All of this was possible...no, probable. There was no reason all of this couldn't have happened, except for the fact that Cronin and Yawkey didn't like black people.
So why do we honor two men that did more damage to this team than Harry Frazee ever did? Why is a street named after Yawkey while Cronin's "4" hangs in a place of honor? They combined to mismanage and hold back this franchise for over 40 years. Yawkey finally gave in on African-American players because he had no choice in the matter. Not that he didn't still try to move them along now and again.* Rice's best move ever was joining the Sox when Yawkey was only a year away from kicking the bucket.
Solving the Yawkey issue is easy; just say the street is named after his wife. Jean Yawkey was a committed philanthropist to many charities and organizations, including the Jackie Robinson Scholarship Program.
But Cronin...I know we get into a dicey area here. You could look at a racist like Ty Cobb who is honored in Detroit and say "Well, should they pull him down?" But the difference there is that Cobb's racism, abhorrent as it is, didn't affect the team. Perhaps it may have if Cobb had played in the 40s and 50s. But it didn't. But Cronin's racism did affect the team in many negative ways. Hell, the Sox didn't employ a single African-American in any capacity in the late 1950s!

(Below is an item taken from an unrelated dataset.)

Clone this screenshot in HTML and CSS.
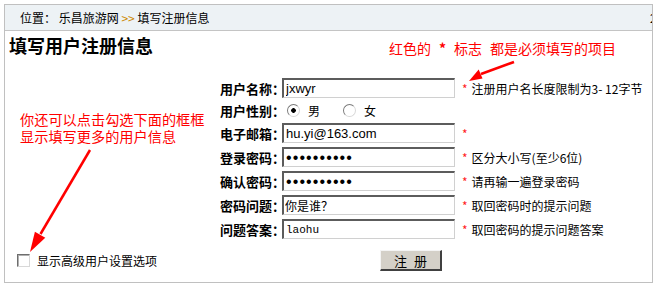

I know that the HoF is based on the numbers you put up and that something like your views on race doesn't play a role (again, look at Cobb). But to retire someone's number...if they were a manager and GM as well, shouldn't their decisions in that arena count as well? I think they should.
And with that in mind, I think the Red Sox should revoke the retirement of Cronin's number. His racist views were a negative impact on this team for almost two decades. He cost the Red Sox some of the greatest men to ever play the game. How can you honor a man like that by retiring his number?
This isn't a rant to just single out the Sox. Other teams suffered from the taint of racism as well. Bryant's book points out the negative effect racism played in the Yankees organization, in particular the effect George Weiss had on the team. It was only their deep farm system that mitigated the effects until 1964, at which point the Yankees wouldn't see the playoffs again until 1976.
But that is for Yankee fans to deal with. My concern is that the Red Sox honor a man who has no right to be honored. If there is justice in this world, then the day will come when Cronin's number is no longer on the wall.
* Yes, I am referring to Reggie Smith getting traded in 1973. Because why else would you move a two-time All-Star who just came off a season where he hit .303 and belted 21 homers?